I have no trouble picking a side in the feud between Dan Harmon and Chevy Chase. (Team Harmon, in case that wasn't immediately clear.) But inevitably, it doesn't matter: Chase did some things, Harmon said some things, Chase said some things back. Maybe they're both at fault, in which case I should probably be writing a more measured analysis of their beef.
But this isn't about the fight itself — it's about the solution. Fire Chevy Chase. Bam. Done. Yeah, OK, it's surely not as simple as that, what with contracts and the like, but the sooner Community ditches Chase, the better. His character is an unnecessary addition to the show, and his attitude is dragging everyone else down. I'm of the mind that actors' personal lives should have little to no bearing on their work, but Community's "one big, happy family" set is part of what has endeared it to fans. This is one of the few shows where news of behind-the-scenes drama is actually a big downer.
All that aside, the character of Pierce isn't exactly a fan favorite, and you get the sense that Chase understands that. There was a time when it was fun to watch his bumbling, racist antics, but at this point, the audience is far more invested in everyone-but-Pierce than they are in Chase's character. When he stormed out of the study group at the end of Season 2, I'm sure I wasn't alone in hoping he'd never be seen again. And in an interview with Huffington Post's Maggie Furlong, Chase even admitted how little his departure would matter.

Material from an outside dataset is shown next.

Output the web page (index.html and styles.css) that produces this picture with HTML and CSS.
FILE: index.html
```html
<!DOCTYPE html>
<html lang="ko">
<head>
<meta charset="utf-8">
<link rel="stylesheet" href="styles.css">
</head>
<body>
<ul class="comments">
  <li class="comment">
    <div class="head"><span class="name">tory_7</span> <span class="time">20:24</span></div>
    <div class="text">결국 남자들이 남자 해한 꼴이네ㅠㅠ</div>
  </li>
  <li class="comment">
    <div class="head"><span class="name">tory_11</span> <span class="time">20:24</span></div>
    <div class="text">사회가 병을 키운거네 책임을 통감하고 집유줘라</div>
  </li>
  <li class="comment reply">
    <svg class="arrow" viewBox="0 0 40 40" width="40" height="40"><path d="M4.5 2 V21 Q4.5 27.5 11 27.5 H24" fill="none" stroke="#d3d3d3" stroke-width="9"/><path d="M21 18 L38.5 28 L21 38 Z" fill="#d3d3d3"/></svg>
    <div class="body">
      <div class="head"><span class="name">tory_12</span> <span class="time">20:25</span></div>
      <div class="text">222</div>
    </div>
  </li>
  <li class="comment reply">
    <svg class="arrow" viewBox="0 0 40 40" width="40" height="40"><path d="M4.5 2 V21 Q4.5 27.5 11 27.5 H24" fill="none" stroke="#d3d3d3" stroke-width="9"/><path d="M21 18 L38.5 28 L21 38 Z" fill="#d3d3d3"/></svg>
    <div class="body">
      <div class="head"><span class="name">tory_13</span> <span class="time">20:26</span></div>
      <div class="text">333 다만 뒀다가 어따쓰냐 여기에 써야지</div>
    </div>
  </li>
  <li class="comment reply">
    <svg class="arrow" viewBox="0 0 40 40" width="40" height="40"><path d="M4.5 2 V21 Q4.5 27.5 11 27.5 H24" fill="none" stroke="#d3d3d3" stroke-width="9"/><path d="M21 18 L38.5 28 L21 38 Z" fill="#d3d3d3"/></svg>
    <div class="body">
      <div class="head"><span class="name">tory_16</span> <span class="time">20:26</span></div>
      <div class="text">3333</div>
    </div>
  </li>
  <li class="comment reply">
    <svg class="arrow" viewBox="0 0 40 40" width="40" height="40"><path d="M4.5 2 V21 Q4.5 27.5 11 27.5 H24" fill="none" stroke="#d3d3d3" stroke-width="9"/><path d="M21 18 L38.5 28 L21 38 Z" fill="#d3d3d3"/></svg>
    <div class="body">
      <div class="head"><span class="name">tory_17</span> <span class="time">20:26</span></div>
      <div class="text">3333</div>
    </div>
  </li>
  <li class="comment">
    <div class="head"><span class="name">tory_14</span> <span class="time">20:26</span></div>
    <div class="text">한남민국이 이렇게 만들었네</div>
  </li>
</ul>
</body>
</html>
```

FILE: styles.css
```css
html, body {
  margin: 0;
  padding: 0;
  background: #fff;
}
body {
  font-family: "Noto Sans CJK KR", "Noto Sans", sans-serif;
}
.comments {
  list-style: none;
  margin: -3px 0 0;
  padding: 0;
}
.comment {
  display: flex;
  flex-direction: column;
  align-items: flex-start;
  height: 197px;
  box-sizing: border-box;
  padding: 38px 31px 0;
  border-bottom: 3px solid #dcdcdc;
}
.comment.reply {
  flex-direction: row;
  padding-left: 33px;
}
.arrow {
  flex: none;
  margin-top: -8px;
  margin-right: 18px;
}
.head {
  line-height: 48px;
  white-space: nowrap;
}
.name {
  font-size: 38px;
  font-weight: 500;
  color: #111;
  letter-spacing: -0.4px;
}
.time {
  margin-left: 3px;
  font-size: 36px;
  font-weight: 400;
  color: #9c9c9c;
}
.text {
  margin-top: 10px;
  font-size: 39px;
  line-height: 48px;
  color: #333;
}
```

[Last season], no one had any idea whether I would or wouldn't come back, but who in God's name in this country would care?

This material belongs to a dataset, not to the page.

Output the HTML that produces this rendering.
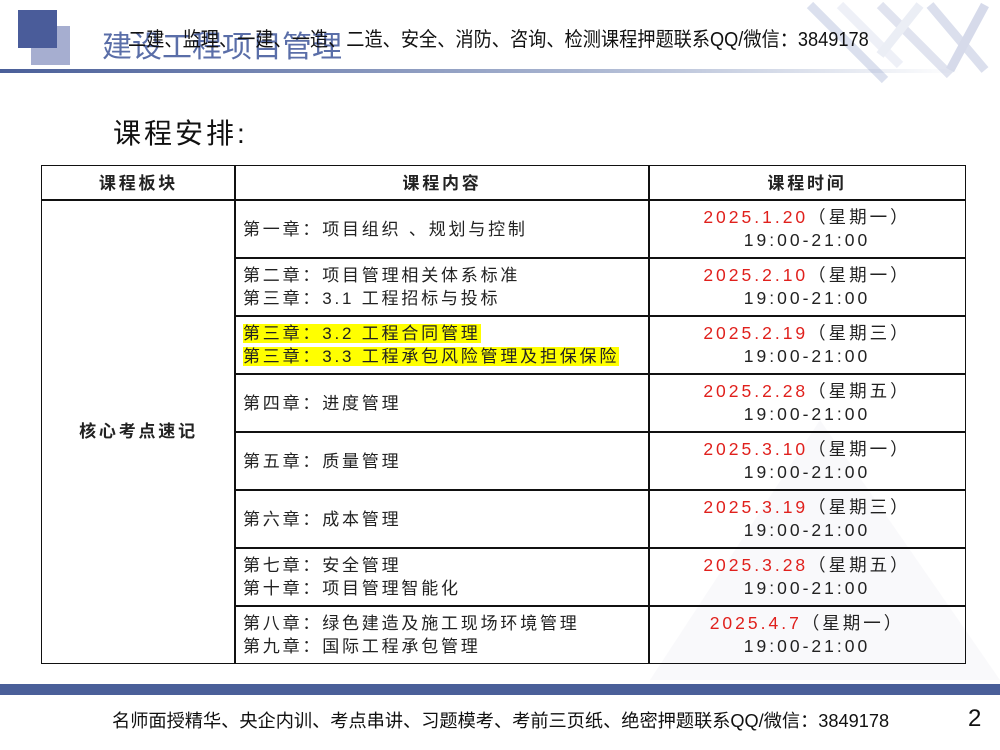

It's become more and more clear that Pierce is an inessential part of the group dynamic. And while it's important to distinguish the actor from the character, Chase's "What the fuck am I doing here?" attitude mimics Pierce's. They're both dead weight — and while Pierce the character might come around and discover his worth, I don't have the same hope for the actor who plays him. After all, Chase hates Community's heartwarming endings.

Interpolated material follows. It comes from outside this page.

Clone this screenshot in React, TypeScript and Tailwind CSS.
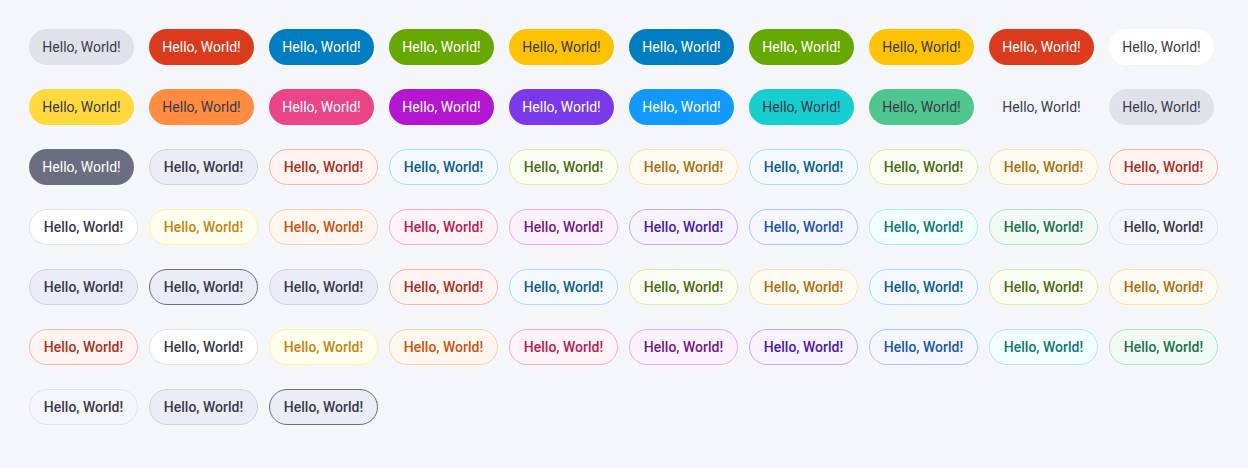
import React from "react";

type Tag = { cls: string; bold?: boolean };

const dark = "text-[#393a4b]";

// solid tags (regular weight)
const solid = {
  gray: `bg-[#e0e2ea] ${dark}`,
  red: "bg-[#dc3a1c] text-white",
  blue: "bg-[#007dc1] text-white",
  green: "bg-[#66a800] text-white",
  yellow: `bg-[#ffc200] ${dark}`,
  white: `bg-white ${dark}`,
  lemon: `bg-[#ffd93d] ${dark}`,
  orange: `bg-[#ff8c40] ${dark}`,
  pink: "bg-[#ea4586] text-white",
  purple: "bg-[#b315d0] text-white",
  violet: "bg-[#7a3aeb] text-white",
  sky: "bg-[#1199ff] text-white",
  cyan: `bg-[#16cdd0] ${dark}`,
  teal: `bg-[#4fc68f] ${dark}`,
  clear: `bg-transparent ${dark}`,
  slate: "bg-[#6b6e80] text-white",
};

// outlined tags (semibold)
const soft = {
  gray: `bg-[#eaedf5] border-[#cfd2dc] ${dark}`,
  grayDark: `bg-[#eaedf5] border-[#6b6e80] ${dark}`,
  light: `bg-[#f5f6f9] border-[#e1e3ea] ${dark}`,
  white: `bg-white border-[#e0e2ea] ${dark}`,
  red: "bg-[#fff4f2] border-[#f9b5a6] text-[#a8321e]",
  blue: "bg-[#f3f9ff] border-[#a7dcff] text-[#0d5e8e]",
  green: "bg-[#fbfff3] border-[#d5ef9f] text-[#4b6a14]",
  yellow: "bg-[#fffbf2] border-[#ffe39a] text-[#a8720f]",
  lemon: "bg-[#fffff0] border-[#fff3a0] text-[#c48510]",
  orange: "bg-[#fff6f0] border-[#ffcda8] text-[#c4560f]",
  pink: "bg-[#fff3f8] border-[#f4abc8] text-[#b31d56]",
  purple: "bg-[#fcf2ff] border-[#e9a8f5] text-[#701a80]",
  violet: "bg-[#f6f2ff] border-[#c5a8f5] text-[#4b1aa8]",
  indigo: "bg-[#f4f7ff] border-[#b0c2f5] text-[#1d56a8]",
  cyan: "bg-[#f1ffff] border-[#aeeaee] text-[#137575]",
  teal: "bg-[#f0fbf4] border-[#b4e0c4] text-[#237050]",
};

const s = (cls: string): Tag => ({ cls });
const o = (cls: string): Tag => ({ cls, bold: true });

const tags: Tag[] = [
  s(solid.gray), s(solid.red), s(solid.blue), s(solid.green), s(solid.yellow),
  s(solid.blue), s(solid.green), s(solid.yellow), s(solid.red), s(solid.white),

  s(solid.lemon), s(solid.orange), s(solid.pink), s(solid.purple), s(solid.violet),
  s(solid.sky), s(solid.cyan), s(solid.teal), s(solid.clear), s(solid.gray),

  s(solid.slate), o(soft.gray), o(soft.red), o(soft.blue), o(soft.green),
  o(soft.yellow), o(soft.blue), o(soft.green), o(soft.yellow), o(soft.red),

  o(soft.white), o(soft.lemon), o(soft.orange), o(soft.pink), o(soft.purple),
  o(soft.violet), o(soft.indigo), o(soft.cyan), o(soft.teal), o(soft.light),

  o(soft.gray), o(soft.grayDark), o(soft.gray), o(soft.red), o(soft.blue),
  o(soft.green), o(soft.yellow), o(soft.blue), o(soft.green), o(soft.yellow),

  o(soft.red), o(soft.white), o(soft.lemon), o(soft.orange), o(soft.pink),
  o(soft.purple), o(soft.violet), o(soft.indigo), o(soft.cyan), o(soft.teal),

  o(soft.light), o(soft.gray), o(soft.grayDark),
];

export default function App() {
  return (
    <div
      className="min-h-[468px] w-full bg-[#f5f6fa] pt-[29px] pl-[29px]"
      style={{ fontFamily: '"Source Sans Pro", Roboto, "Noto Sans", sans-serif' }}
    >
      <div className="grid grid-cols-[repeat(10,120px)] gap-y-6">
        {tags.map((t, i) => (
          <div key={i}>
            <span
              className={`inline-flex h-9 items-center justify-center rounded-full text-[14px] leading-none whitespace-nowrap ${
                t.bold ? "w-[109px] border font-medium" : "w-[105px] font-normal"
              } ${t.cls}`}
            >
              Hello, World!
            </span>
          </div>
        ))}
      </div>
    </div>
  );
}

In the same Huffington Post interview, he compared the happy sitcom conclusion to being "relegated to hell."
I have creative issues with this show. I always have. With my character, with how far you can take [Joel McHale's] character ... just to give him a long speech about the world at the end of every episode is so reminiscent. It's like being relegated to hell and watching "Howdy Doody" for the rest of your life. It's not particularly necessary, but that's the way they do these things. I think it belies the very pretenses that his character, Jeff, has, that he's giving these talks. They're supposed to, in some way, be a little lesson to people who watch sitcoms ... to that degree, I can't stand sitcoms.
Here's a lesson: don't shit on your show in interviews. It's tacky, it's rude, and it makes those of us who don't see a reason for you to be there all the more eager to see you fired. I don't particularly care whether or not an actor likes the show he's on — I'm sure many of us have been forced to take a job we weren't thrilled about to pay the rent. But there's something so smarmy about airing those grievances to the press. It almost feels like a dare to show creator Dan Harmon, and in effect, isn't that what Chase was doing when he walked out in the middle of a scene? The message is clear: write better, or write me off.
The writing on Community is unique — while the show isn't my favorite sitcom on television, it's certainly one of the most original. Dan Harmon has a specific vision, and that's worked well for fans and critics. There's no reason he should have to alter that to fit Chevy Chase's specifications. And if the actor's beef is with sitcoms as a whole, what is he doing on a sitcom? Season 3 isn't the right time to come forward and say, "Hey, I'm not a big fan of this genre or how we're doing things." Maybe bring that up to your agent when he offers you the pilot.
I don't hate Chevy Chase. I don't know Chevy Chase. I'm aware that he has a reputation for being difficult — something alluded to in this Deadline story — but I don't have any proof one way or the other. The bottom line is, whatever star power he once brought to Community is no longer necessary. This show (which, it should be noted, has seen a rise in ratings over the past weeks) is not going to sink or swim depending on Chase's involvement. If anything, ditching Pierce would tighten the cast dynamic — and create the kind of harmony we expect from a bunch of goofy nerds putting on a show.